Griffith Park only has two bus lines afaik. One is hourly and the other only goes to the Observatory. I don’t consider that easily accessible by many people.

We certainly disagree on (manicured) park access but yours is obviously the prevalent opinion. Otherwise we’d have more.
I'm all in favor of more access to Griffith Park by public transportation, however since it is a wilderness area, there are limited options: the Observatory(I use the DASH bus during normal times) and the line that goes by Travel Town, The Zoo, the Autry, and the Merry-Go-Round area/Old Zoo. Unless you opened up Mt. Hollywood Drive and Vista Del Val for transit, I'm not sure how else you'd increase access.

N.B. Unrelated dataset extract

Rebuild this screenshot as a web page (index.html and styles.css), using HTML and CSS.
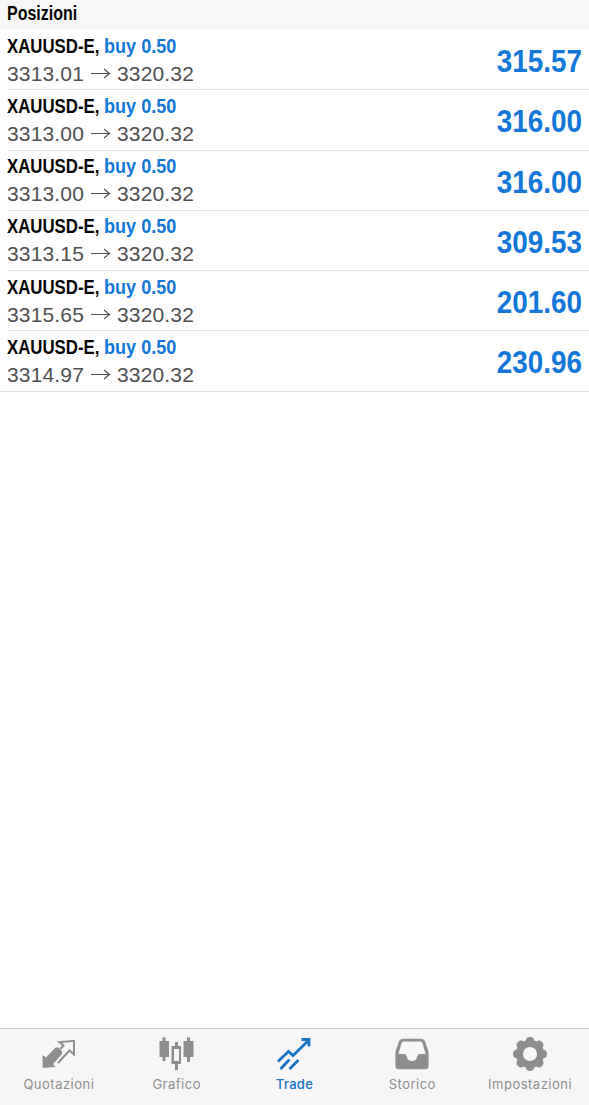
FILE: index.html
```html
<!DOCTYPE html>
<html lang="it">
  <head>
    <meta charset="UTF-8" />
    <title>Trade</title>
    <link rel="stylesheet" href="styles.css">
  </head>
  <body>
    <h1><span>Posizioni</span></h1>

    <ul class="positions" id="positions"></ul>

    <nav class="tabs">
      <a class="tab">
        <svg width="36" height="36" viewBox="0 0 36 36">
          <path d="M1.6 19 5 21.5 14.5 11.5H17.5L21 15V18L12 28 14.5 31 1.6 32Z" fill="currentColor" />
          <path d="M19.5 12.8 22.5 9.5 18.5 6.2 33 4.8V18.5L28.5 14.5 17 27" fill="none" stroke="currentColor" stroke-width="2" />
        </svg>
        <span>Quotazioni</span>
      </a>
      <a class="tab">
        <svg width="36" height="36" viewBox="0 0 36 36">
          <path d="M3.5 1.5h3V5H10v16H6.5v4h-3v-4H.5V5h3zM28 1.5h3V5h3.5v16H31v5h-3v-5h-3.5V5H28z" fill="currentColor" />
          <path d="M16 6h3v4h3v18h-3v6h-3v-6h-3.5V10H16zM15 13v12h5V13z" fill="currentColor" fill-rule="evenodd" />
        </svg>
        <span>Grafico</span>
      </a>
      <a class="tab active">
        <svg width="36" height="36" viewBox="0 0 36 36">
          <path d="M2 25.5 12.5 15.5 17 19.5 33 4M25.5 3.5H33V10.5M4.5 33 13.5 23.5M13.5 33 22.5 24" fill="none" stroke="currentColor" stroke-width="2.8" />
        </svg>
        <span>Trade</span>
      </a>
      <a class="tab">
        <svg width="36" height="36" viewBox="0 0 36 36">
          <path d="M9 2.8H27Q30 2.8 31 5.3L34.6 16V30.3Q34.6 33.3 31.6 33.3H4.4Q1.4 33.3 1.4 30.3V16L5 5.3Q6 2.8 9 2.8ZM9.2 5.4Q8 5.4 7.5 7L4.4 18H10.5Q12 18 12.3 19.5 13.5 25 18 25 22.5 25 23.7 19.5 24 18 25.5 18H31.6L28.5 7Q28 5.4 26.8 5.4Z" fill="currentColor" fill-rule="evenodd" />
        </svg>
        <span>Storico</span>
      </a>
      <a class="tab">
        <svg width="36" height="36" viewBox="-18 -18 36 36">
          <circle r="10.6" fill="none" stroke="currentColor" stroke-width="7" />
          <g fill="currentColor">
            <rect id="tooth" x="-4.2" y="-16.9" width="8.4" height="8" rx="3.8" />
            <use href="#tooth" transform="rotate(45)" />
            <use href="#tooth" transform="rotate(90)" />
            <use href="#tooth" transform="rotate(135)" />
            <use href="#tooth" transform="rotate(180)" />
            <use href="#tooth" transform="rotate(225)" />
            <use href="#tooth" transform="rotate(270)" />
            <use href="#tooth" transform="rotate(315)" />
          </g>
        </svg>
        <span>Impostazioni</span>
      </a>
    </nav>

    <script>
      // open price, current price, profit
      const positions = [
        ['3313.01', '3320.32', '315.57'],
        ['3313.00', '3320.32', '316.00'],
        ['3313.00', '3320.32', '316.00'],
        ['3313.15', '3320.32', '309.53'],
        ['3315.65', '3320.32', '201.60'],
        ['3314.97', '3320.32', '230.96']
      ];
      const arrow =
        '<svg class="arrow" width="20" height="12" viewBox="0 0 20 12"><path d="M0 5.5H18.5M13 1 18.5 5.5 13 10" /></svg>';

      document.getElementById('positions').innerHTML = positions
        .map(function (p) {
          return (
            '<li class="position"><div>' +
            '<div class="deal"><span class="symbol">XAUUSD-E,</span><span class="side">buy 0.50</span></div>' +
            '<div class="prices"><span class="open">' + p[0] + '</span>' + arrow + '<span>' + p[1] + '</span></div>' +
            '</div><span class="profit">' + p[2] + '</span></li>'
          );
        })
        .join('');
    </script>
  </body>
</html>
```
FILE: styles.css
```css
html,
body {
  height: 100%;
  margin: 0;
}

body {
  display: flex;
  flex-direction: column;
  font-family: 'Liberation Sans', Arial, sans-serif;
  color: #050505;
  background: #fff;
  overflow: hidden;
}

h1 {
  height: 29px;
  margin: 0;
  padding-left: 7px;
  font-size: 20px;
  line-height: 26px;
  background: #f7f7f7;
}

h1 span {
  display: inline-block;
  transform: scaleX(0.8);
  transform-origin: left;
}

.positions {
  flex: 1;
  margin: 0;
  padding: 1px 0 0;
  list-style: none;
}

.position {
  display: flex;
  justify-content: space-between;
  box-sizing: border-box;
  height: 60.25px;
  margin-left: 7px;
  padding-right: 7px;
  border-bottom: 1px solid #e0e0e0;
}

.position:last-child {
  margin-left: 0;
  padding-left: 7px;
}

.deal {
  display: flex;
  padding-top: 1.5px;
  font-size: 21px;
  font-weight: bold;
  line-height: 28px;
}

.symbol {
  width: 97px;
  transform: scaleX(0.8);
  transform-origin: left;
  white-space: nowrap;
}

.side {
  color: #1277d8;
  transform: scaleX(0.86);
  transform-origin: left;
}

.prices {
  display: flex;
  align-items: center;
  font-size: 21px;
  line-height: 28px;
  letter-spacing: 0.15px;
  color: #505050;
}

.open {
  width: 84px;
}

.arrow {
  margin-right: 6px;
  fill: none;
  stroke: #505050;
  stroke-width: 1.1;
}

.profit {
  font-size: 32px;
  font-weight: bold;
  line-height: 62px;
  color: #1277d8;
  transform: scaleX(0.87);
  transform-origin: right;
}

.tabs {
  display: grid;
  grid-template-columns: repeat(5, 1fr);
  box-sizing: border-box;
  height: 77px;
  border-top: 1px solid #c9c9c9;
  background: #f6f6f6;
}

.tab {
  display: flex;
  flex-direction: column;
  align-items: center;
  padding-top: 7px;
  font-family: Inter, sans-serif;
  font-size: 13px;
  line-height: 16px;
  letter-spacing: 0.5px;
  color: #8e8e8e;
}

.tab span {
  margin-top: 4px;
}

.active {
  color: #1774c4;
}

.active span {
  font-weight: 500;
  letter-spacing: 0.3px;
}
```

You can't look at the amount of parks in the urban part of LA without looking at the history, specifically the 1940's to the 1970's, the trend was folk leaving the downtown area and razing buildings to create parking. We've seen reversals in that trend in the past 30 years. We have seen some new parks in the downtown area, but since the area is already built up, it's difficult to put in any parks of any size. The only place that it has been possible to do so is the converted railroad yard that is now LA Historical Park. I've seen proposals to convert the piggyback yard to parkland. There are also several parcels along the river that have been converted to smaller parks. But in downtown itself, the best you're going to do is efforts like San Julian Park, or Spring Street Mini Park or the addition to Grand Park on the side of the old State Building. I should also note that there are other parks in the eastern Santa Monica Mountains, Runyon Canyon, Franklin Canyon and others.